## STATED TASK:
Repeat all the material exactly; pictures stay out of your copy.

====================

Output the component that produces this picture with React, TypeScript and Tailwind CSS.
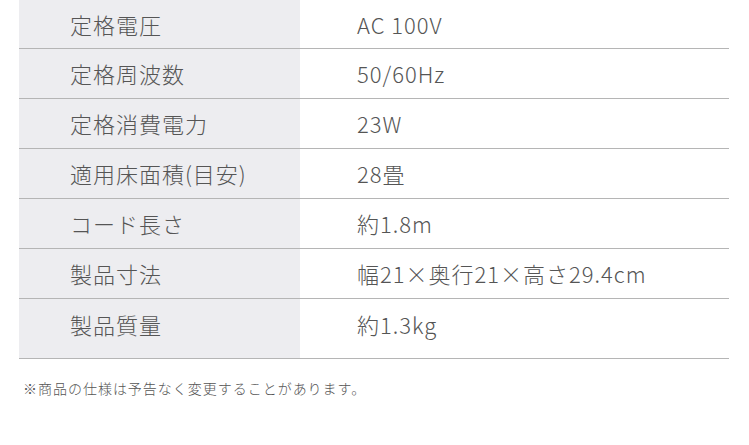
const specs: { label: string; value: string }[] = [
  { label: "定格電圧", value: "AC 100V" },
  { label: "定格周波数", value: "50/60Hz" },
  { label: "定格消費電力", value: "23W" },
  { label: "適用床面積(目安)", value: "28畳" },
  { label: "コード長さ", value: "約1.8m" },
  { label: "製品寸法", value: "幅21×奥行21×高さ29.4cm" },
  { label: "製品質量", value: "約1.3kg" },
];

export default function App() {
  return (
    <div
      className="w-[749px] h-[445px] bg-white overflow-hidden font-light"
      style={{ fontFamily: '"Noto Sans CJK JP", "Noto Sans", sans-serif' }}
    >
      <div className="ml-[19px] w-[710px]">
        {specs.map((row, i) => {
          const last = i === specs.length - 1;
          return (
            <div
              key={row.label}
              className={
                "flex border-b border-[#b5b5b5] text-[22px] tracking-[0.045em] text-[#555]" +
                (i === 0 ? " h-[49px]" : last ? " h-[60px]" : " h-[50px]")
              }
            >
              <div className={"w-[281px] bg-[#ededf0] flex items-center pl-[51px]" + (last ? " pb-[9px]" : "")}>
                {row.label}
              </div>
              <div className={"flex-1 flex items-center pl-[57px]" + (last ? " pb-[9px]" : "")}>{row.value}</div>
            </div>
          );
        })}
      </div>
      <p className="mt-[19px] ml-[23px] text-[14px] tracking-[0.07em] text-[#555]">
        ※商品の仕様は予告なく変更することがあります。
      </p>
    </div>
  );
}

====================

## RESULT:
Output the component that produces this picture with React, TypeScript and Tailwind CSS.
const specs: { label: string; value: string }[] = [
  { label: "定格電圧", value: "AC 100V" },
  { label: "定格周波数", value: "50/60Hz" },
  { label: "定格消費電力", value: "23W" },
  { label: "適用床面積(目安)", value: "28畳" },
  { label: "コード長さ", value: "約1.8m" },
  { label: "製品寸法", value: "幅21×奥行21×高さ29.4cm" },
  { label: "製品質量", value: "約1.3kg" },
];

export default function App() {
  return (
    <div
      className="w-[749px] h-[445px] bg-white overflow-hidden font-light"
      style={{ fontFamily: '"Noto Sans CJK JP", "Noto Sans", sans-serif' }}
    >
      <div className="ml-[19px] w-[710px]">
        {specs.map((row, i) => {
          const last = i === specs.length - 1;
          return (
            <div
              key={row.label}
              className={
                "flex border-b border-[#b5b5b5] text-[22px] tracking-[0.045em] text-[#555]" +
                (i === 0 ? " h-[49px]" : last ? " h-[60px]" : " h-[50px]")
              }
            >
              <div className={"w-[281px] bg-[#ededf0] flex items-center pl-[51px]" + (last ? " pb-[9px]" : "")}>
                {row.label}
              </div>
              <div className={"flex-1 flex items-center pl-[57px]" + (last ? " pb-[9px]" : "")}>{row.value}</div>
            </div>
          );
        })}
      </div>
      <p className="mt-[19px] ml-[23px] text-[14px] tracking-[0.07em] text-[#555]">
        ※商品の仕様は予告なく変更することがあります。
      </p>
    </div>
  );
}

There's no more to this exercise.